Short task: Leave out the pictures and transcribe everything else exactly.
·····
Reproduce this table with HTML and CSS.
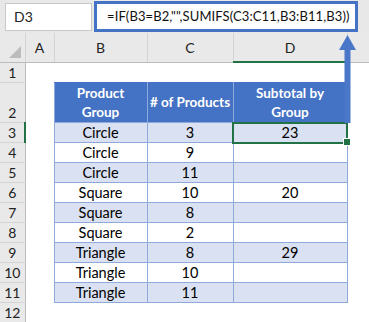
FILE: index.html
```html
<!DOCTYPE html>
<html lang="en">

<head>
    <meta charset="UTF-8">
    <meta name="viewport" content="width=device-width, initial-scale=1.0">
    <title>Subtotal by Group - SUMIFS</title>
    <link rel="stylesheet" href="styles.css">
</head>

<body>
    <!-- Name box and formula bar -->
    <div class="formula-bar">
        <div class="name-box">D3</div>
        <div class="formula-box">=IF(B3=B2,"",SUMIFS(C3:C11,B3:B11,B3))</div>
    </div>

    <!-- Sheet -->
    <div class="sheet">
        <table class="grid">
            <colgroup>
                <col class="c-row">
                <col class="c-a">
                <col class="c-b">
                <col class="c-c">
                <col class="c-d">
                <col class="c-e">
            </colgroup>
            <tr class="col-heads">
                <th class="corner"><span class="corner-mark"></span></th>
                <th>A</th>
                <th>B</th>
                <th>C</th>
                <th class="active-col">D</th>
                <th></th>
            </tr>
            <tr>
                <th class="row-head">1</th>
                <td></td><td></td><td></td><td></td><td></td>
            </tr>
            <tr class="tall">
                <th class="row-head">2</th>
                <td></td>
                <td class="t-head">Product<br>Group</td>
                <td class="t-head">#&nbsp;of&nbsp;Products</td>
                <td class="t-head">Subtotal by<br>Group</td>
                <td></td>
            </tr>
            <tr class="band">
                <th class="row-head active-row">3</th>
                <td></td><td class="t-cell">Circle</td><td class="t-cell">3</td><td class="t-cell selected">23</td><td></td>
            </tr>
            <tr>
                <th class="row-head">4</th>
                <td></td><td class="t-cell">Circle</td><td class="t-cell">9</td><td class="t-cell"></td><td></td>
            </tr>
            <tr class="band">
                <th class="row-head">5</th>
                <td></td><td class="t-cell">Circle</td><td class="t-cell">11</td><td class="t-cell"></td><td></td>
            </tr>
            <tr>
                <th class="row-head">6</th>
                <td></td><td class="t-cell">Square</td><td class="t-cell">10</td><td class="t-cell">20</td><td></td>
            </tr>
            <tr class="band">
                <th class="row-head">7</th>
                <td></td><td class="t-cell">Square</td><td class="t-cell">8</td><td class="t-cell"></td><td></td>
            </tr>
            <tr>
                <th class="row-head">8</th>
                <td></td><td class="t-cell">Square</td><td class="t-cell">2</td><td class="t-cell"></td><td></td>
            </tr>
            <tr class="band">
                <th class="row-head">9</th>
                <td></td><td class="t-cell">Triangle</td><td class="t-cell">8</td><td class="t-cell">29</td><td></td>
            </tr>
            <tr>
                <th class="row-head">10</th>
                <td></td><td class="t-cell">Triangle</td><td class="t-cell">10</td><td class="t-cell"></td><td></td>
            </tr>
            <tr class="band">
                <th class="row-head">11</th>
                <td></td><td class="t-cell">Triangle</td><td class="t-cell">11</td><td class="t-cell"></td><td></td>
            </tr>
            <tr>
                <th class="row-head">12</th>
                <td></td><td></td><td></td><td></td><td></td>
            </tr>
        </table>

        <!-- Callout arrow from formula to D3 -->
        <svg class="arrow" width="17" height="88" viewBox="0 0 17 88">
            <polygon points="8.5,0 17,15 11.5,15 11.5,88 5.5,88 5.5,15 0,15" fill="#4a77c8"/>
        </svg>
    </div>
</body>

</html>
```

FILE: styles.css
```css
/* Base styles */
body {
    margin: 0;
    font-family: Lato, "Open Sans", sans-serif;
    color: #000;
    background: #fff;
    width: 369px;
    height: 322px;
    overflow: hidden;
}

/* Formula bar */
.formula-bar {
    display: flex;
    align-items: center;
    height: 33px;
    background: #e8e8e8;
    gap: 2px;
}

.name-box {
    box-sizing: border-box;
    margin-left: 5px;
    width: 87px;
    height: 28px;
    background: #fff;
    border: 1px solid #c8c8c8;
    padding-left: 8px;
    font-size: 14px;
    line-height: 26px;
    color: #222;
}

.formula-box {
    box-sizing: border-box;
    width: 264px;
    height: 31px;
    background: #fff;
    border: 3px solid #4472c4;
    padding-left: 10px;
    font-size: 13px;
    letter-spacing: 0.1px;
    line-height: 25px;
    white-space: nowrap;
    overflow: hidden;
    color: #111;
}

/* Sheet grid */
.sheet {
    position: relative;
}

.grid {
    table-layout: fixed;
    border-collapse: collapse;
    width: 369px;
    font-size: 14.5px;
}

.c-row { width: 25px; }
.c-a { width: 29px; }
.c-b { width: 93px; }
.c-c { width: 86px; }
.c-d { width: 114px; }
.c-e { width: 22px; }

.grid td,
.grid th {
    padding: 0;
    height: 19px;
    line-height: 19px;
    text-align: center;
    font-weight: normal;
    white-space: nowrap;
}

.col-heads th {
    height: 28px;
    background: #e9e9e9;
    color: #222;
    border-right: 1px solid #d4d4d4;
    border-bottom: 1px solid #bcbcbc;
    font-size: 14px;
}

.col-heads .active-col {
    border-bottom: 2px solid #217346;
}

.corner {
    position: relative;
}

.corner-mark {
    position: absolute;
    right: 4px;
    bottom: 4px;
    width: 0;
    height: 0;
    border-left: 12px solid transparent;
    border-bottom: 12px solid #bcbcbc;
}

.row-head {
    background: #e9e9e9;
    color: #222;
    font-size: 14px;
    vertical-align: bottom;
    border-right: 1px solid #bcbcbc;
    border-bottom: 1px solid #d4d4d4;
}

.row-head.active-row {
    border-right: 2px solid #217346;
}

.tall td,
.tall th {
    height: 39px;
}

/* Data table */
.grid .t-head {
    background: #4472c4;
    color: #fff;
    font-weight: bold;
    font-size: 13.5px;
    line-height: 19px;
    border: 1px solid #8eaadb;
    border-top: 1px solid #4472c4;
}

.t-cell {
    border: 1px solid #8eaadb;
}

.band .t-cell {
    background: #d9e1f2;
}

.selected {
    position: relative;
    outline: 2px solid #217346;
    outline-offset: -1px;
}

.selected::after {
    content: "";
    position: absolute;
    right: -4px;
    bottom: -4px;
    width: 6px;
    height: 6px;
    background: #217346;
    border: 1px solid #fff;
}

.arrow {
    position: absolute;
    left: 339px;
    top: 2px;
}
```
·····
Completed task:
Reproduce this table with HTML and CSS.
FILE: index.html
```html
<!DOCTYPE html>
<html lang="en">

<head>
    <meta charset="UTF-8">
    <meta name="viewport" content="width=device-width, initial-scale=1.0">
    <title>Subtotal by Group - SUMIFS</title>
    <link rel="stylesheet" href="styles.css">
</head>

<body>
    <!-- Name box and formula bar -->
    <div class="formula-bar">
        <div class="name-box">D3</div>
        <div class="formula-box">=IF(B3=B2,"",SUMIFS(C3:C11,B3:B11,B3))</div>
    </div>

    <!-- Sheet -->
    <div class="sheet">
        <table class="grid">
            <colgroup>
                <col class="c-row">
                <col class="c-a">
                <col class="c-b">
                <col class="c-c">
                <col class="c-d">
                <col class="c-e">
            </colgroup>
            <tr class="col-heads">
                <th class="corner"><span class="corner-mark"></span></th>
                <th>A</th>
                <th>B</th>
                <th>C</th>
                <th class="active-col">D</th>
                <th></th>
            </tr>
            <tr>
                <th class="row-head">1</th>
                <td></td><td></td><td></td><td></td><td></td>
            </tr>
            <tr class="tall">
                <th class="row-head">2</th>
                <td></td>
                <td class="t-head">Product<br>Group</td>
                <td class="t-head">#&nbsp;of&nbsp;Products</td>
                <td class="t-head">Subtotal by<br>Group</td>
                <td></td>
            </tr>
            <tr class="band">
                <th class="row-head active-row">3</th>
                <td></td><td class="t-cell">Circle</td><td class="t-cell">3</td><td class="t-cell selected">23</td><td></td>
            </tr>
            <tr>
                <th class="row-head">4</th>
                <td></td><td class="t-cell">Circle</td><td class="t-cell">9</td><td class="t-cell"></td><td></td>
            </tr>
            <tr class="band">
                <th class="row-head">5</th>
                <td></td><td class="t-cell">Circle</td><td class="t-cell">11</td><td class="t-cell"></td><td></td>
            </tr>
            <tr>
                <th class="row-head">6</th>
                <td></td><td class="t-cell">Square</td><td class="t-cell">10</td><td class="t-cell">20</td><td></td>
            </tr>
            <tr class="band">
                <th class="row-head">7</th>
                <td></td><td class="t-cell">Square</td><td class="t-cell">8</td><td class="t-cell"></td><td></td>
            </tr>
            <tr>
                <th class="row-head">8</th>
                <td></td><td class="t-cell">Square</td><td class="t-cell">2</td><td class="t-cell"></td><td></td>
            </tr>
            <tr class="band">
                <th class="row-head">9</th>
                <td></td><td class="t-cell">Triangle</td><td class="t-cell">8</td><td class="t-cell">29</td><td></td>
            </tr>
            <tr>
                <th class="row-head">10</th>
                <td></td><td class="t-cell">Triangle</td><td class="t-cell">10</td><td class="t-cell"></td><td></td>
            </tr>
            <tr class="band">
                <th class="row-head">11</th>
                <td></td><td class="t-cell">Triangle</td><td class="t-cell">11</td><td class="t-cell"></td><td></td>
            </tr>
            <tr>
                <th class="row-head">12</th>
                <td></td><td></td><td></td><td></td><td></td>
            </tr>
        </table>

        <!-- Callout arrow from formula to D3 -->
        <svg class="arrow" width="17" height="88" viewBox="0 0 17 88">
            <polygon points="8.5,0 17,15 11.5,15 11.5,88 5.5,88 5.5,15 0,15" fill="#4a77c8"/>
        </svg>
    </div>
</body>

</html>
```

FILE: styles.css
```css
/* Base styles */
body {
    margin: 0;
    font-family: Lato, "Open Sans", sans-serif;
    color: #000;
    background: #fff;
    width: 369px;
    height: 322px;
    overflow: hidden;
}

/* Formula bar */
.formula-bar {
    display: flex;
    align-items: center;
    height: 33px;
    background: #e8e8e8;
    gap: 2px;
}

.name-box {
    box-sizing: border-box;
    margin-left: 5px;
    width: 87px;
    height: 28px;
    background: #fff;
    border: 1px solid #c8c8c8;
    padding-left: 8px;
    font-size: 14px;
    line-height: 26px;
    color: #222;
}

.formula-box {
    box-sizing: border-box;
    width: 264px;
    height: 31px;
    background: #fff;
    border: 3px solid #4472c4;
    padding-left: 10px;
    font-size: 13px;
    letter-spacing: 0.1px;
    line-height: 25px;
    white-space: nowrap;
    overflow: hidden;
    color: #111;
}

/* Sheet grid */
.sheet {
    position: relative;
}

.grid {
    table-layout: fixed;
    border-collapse: collapse;
    width: 369px;
    font-size: 14.5px;
}

.c-row { width: 25px; }
.c-a { width: 29px; }
.c-b { width: 93px; }
.c-c { width: 86px; }
.c-d { width: 114px; }
.c-e { width: 22px; }

.grid td,
.grid th {
    padding: 0;
    height: 19px;
    line-height: 19px;
    text-align: center;
    font-weight: normal;
    white-space: nowrap;
}

.col-heads th {
    height: 28px;
    background: #e9e9e9;
    color: #222;
    border-right: 1px solid #d4d4d4;
    border-bottom: 1px solid #bcbcbc;
    font-size: 14px;
}

.col-heads .active-col {
    border-bottom: 2px solid #217346;
}

.corner {
    position: relative;
}

.corner-mark {
    position: absolute;
    right: 4px;
    bottom: 4px;
    width: 0;
    height: 0;
    border-left: 12px solid transparent;
    border-bottom: 12px solid #bcbcbc;
}

.row-head {
    background: #e9e9e9;
    color: #222;
    font-size: 14px;
    vertical-align: bottom;
    border-right: 1px solid #bcbcbc;
    border-bottom: 1px solid #d4d4d4;
}

.row-head.active-row {
    border-right: 2px solid #217346;
}

.tall td,
.tall th {
    height: 39px;
}

/* Data table */
.grid .t-head {
    background: #4472c4;
    color: #fff;
    font-weight: bold;
    font-size: 13.5px;
    line-height: 19px;
    border: 1px solid #8eaadb;
    border-top: 1px solid #4472c4;
}

.t-cell {
    border: 1px solid #8eaadb;
}

.band .t-cell {
    background: #d9e1f2;
}

.selected {
    position: relative;
    outline: 2px solid #217346;
    outline-offset: -1px;
}

.selected::after {
    content: "";
    position: absolute;
    right: -4px;
    bottom: -4px;
    width: 6px;
    height: 6px;
    background: #217346;
    border: 1px solid #fff;
}

.arrow {
    position: absolute;
    left: 339px;
    top: 2px;
}
```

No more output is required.